**Aim of the task**
Your answer should be a single number: the count of lines containing "components".

**Source material**
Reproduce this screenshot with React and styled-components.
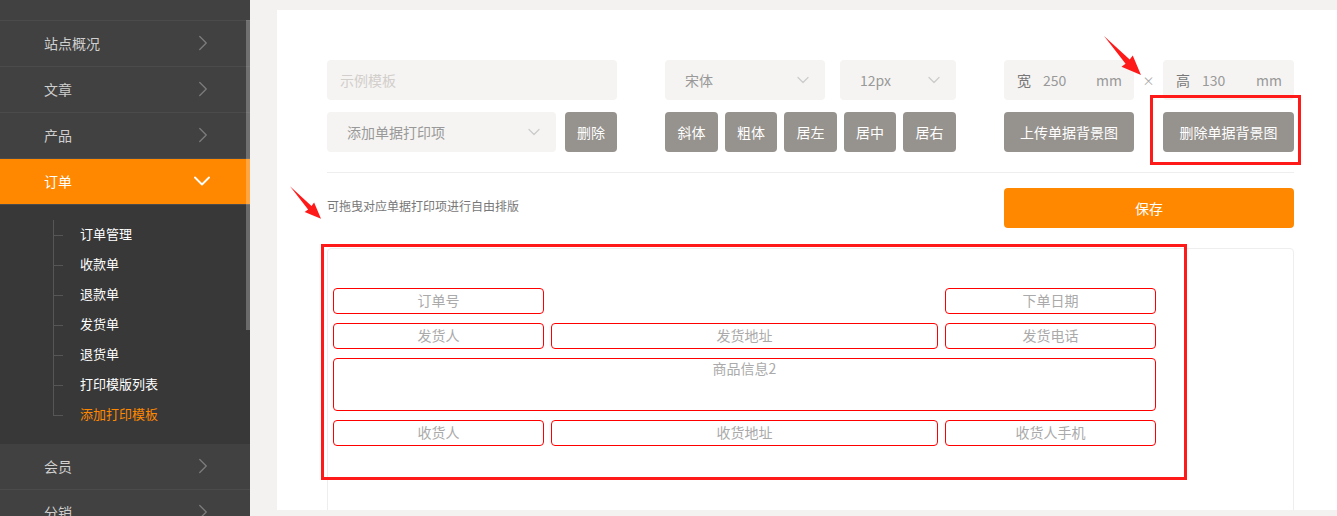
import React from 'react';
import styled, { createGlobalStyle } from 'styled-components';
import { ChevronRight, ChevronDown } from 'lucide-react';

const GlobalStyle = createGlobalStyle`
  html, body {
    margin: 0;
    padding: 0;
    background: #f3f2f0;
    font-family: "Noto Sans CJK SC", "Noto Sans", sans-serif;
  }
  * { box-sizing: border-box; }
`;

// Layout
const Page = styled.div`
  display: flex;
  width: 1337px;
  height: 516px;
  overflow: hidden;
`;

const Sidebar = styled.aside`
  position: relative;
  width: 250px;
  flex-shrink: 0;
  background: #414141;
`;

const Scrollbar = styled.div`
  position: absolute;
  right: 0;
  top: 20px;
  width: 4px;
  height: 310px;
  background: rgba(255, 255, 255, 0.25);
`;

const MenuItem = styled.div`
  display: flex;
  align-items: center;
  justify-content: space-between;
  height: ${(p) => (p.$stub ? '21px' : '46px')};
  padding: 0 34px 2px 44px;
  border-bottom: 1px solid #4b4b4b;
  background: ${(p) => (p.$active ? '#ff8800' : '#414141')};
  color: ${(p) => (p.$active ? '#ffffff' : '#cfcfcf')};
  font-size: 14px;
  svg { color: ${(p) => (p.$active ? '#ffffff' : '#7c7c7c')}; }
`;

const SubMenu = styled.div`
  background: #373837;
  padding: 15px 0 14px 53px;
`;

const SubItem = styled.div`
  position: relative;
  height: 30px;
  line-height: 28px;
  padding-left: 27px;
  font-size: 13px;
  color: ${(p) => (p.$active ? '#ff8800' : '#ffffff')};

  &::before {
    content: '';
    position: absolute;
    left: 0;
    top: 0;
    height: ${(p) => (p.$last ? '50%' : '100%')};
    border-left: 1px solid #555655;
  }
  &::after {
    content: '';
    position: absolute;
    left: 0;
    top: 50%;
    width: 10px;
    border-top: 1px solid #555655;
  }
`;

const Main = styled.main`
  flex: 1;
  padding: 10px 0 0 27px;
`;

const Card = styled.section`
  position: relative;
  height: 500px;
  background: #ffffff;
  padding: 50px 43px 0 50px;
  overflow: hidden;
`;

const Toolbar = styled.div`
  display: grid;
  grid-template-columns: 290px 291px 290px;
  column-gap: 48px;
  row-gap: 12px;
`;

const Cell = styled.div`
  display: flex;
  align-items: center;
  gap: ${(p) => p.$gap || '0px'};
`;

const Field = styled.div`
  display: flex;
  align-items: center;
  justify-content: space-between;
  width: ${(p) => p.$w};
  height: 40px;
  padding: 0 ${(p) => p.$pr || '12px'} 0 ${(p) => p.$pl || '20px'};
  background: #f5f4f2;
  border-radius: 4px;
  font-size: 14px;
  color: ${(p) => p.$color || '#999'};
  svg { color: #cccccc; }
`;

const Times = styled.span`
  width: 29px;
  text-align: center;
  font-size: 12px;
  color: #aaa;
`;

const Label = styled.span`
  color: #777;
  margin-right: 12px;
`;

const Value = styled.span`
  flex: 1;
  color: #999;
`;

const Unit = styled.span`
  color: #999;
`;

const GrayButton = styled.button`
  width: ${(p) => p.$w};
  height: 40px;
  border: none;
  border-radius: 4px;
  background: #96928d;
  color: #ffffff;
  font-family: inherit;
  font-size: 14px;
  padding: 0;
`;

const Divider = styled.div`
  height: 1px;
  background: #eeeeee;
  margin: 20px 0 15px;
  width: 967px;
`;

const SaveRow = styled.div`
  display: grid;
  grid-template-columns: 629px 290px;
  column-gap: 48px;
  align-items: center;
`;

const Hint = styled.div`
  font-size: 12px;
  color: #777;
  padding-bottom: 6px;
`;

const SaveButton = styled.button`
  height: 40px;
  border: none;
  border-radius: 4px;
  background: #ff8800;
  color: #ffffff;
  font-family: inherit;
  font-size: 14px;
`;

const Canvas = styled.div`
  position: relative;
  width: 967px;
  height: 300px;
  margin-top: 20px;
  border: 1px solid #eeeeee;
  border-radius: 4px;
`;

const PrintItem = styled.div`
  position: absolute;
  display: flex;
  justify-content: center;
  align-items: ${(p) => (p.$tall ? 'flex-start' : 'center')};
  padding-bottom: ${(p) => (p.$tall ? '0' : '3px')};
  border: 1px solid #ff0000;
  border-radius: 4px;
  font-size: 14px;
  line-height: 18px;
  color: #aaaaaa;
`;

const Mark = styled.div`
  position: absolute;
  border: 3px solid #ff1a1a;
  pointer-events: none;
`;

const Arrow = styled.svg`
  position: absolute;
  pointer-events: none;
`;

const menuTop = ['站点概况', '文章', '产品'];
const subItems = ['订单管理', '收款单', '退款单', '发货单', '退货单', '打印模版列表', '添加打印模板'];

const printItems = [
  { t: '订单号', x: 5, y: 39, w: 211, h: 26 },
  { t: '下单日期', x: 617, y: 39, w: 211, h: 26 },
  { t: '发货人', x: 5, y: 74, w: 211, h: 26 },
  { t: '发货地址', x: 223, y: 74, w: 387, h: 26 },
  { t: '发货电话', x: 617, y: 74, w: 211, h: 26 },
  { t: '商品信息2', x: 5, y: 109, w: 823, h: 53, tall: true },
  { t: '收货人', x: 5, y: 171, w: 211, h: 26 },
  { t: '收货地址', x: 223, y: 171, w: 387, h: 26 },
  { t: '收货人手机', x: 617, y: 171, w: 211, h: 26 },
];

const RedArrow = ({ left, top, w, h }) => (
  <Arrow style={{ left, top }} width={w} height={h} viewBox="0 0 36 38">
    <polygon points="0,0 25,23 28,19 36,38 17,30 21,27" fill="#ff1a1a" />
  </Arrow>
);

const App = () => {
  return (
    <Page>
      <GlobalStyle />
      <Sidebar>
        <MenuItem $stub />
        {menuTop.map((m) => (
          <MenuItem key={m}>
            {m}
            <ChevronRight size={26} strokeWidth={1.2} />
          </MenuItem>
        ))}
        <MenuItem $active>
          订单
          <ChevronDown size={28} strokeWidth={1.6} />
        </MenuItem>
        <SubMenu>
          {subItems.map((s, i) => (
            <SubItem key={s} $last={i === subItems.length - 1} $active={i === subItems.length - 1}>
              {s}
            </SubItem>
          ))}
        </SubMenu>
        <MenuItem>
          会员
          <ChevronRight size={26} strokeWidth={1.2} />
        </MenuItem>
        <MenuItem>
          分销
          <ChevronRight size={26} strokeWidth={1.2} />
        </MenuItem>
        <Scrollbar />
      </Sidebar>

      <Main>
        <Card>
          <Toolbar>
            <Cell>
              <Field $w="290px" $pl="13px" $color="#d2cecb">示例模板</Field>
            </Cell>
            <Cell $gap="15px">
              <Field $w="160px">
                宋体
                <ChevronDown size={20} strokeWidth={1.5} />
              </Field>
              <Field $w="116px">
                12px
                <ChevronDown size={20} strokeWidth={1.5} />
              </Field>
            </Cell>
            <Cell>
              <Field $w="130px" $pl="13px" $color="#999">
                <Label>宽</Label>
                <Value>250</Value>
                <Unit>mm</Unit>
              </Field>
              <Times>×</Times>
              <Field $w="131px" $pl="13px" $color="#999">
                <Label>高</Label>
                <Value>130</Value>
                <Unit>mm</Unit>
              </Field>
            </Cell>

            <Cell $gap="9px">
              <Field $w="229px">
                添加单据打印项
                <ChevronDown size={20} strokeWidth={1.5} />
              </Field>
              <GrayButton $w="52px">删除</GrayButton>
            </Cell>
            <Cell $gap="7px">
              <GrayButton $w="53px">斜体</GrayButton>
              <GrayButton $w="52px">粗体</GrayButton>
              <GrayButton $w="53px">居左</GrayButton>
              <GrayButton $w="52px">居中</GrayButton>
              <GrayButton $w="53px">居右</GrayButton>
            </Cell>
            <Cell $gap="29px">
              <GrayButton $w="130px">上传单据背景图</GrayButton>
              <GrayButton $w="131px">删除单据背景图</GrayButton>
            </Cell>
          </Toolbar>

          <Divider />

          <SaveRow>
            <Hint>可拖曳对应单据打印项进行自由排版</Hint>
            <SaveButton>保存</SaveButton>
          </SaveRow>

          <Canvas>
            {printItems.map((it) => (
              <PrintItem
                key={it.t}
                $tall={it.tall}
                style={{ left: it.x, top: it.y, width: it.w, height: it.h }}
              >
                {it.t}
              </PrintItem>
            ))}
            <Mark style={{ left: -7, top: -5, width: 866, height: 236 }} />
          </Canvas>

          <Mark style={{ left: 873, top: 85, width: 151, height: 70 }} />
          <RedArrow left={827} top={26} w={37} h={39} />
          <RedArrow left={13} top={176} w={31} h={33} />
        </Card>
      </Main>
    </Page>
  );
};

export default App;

**Task answer**
2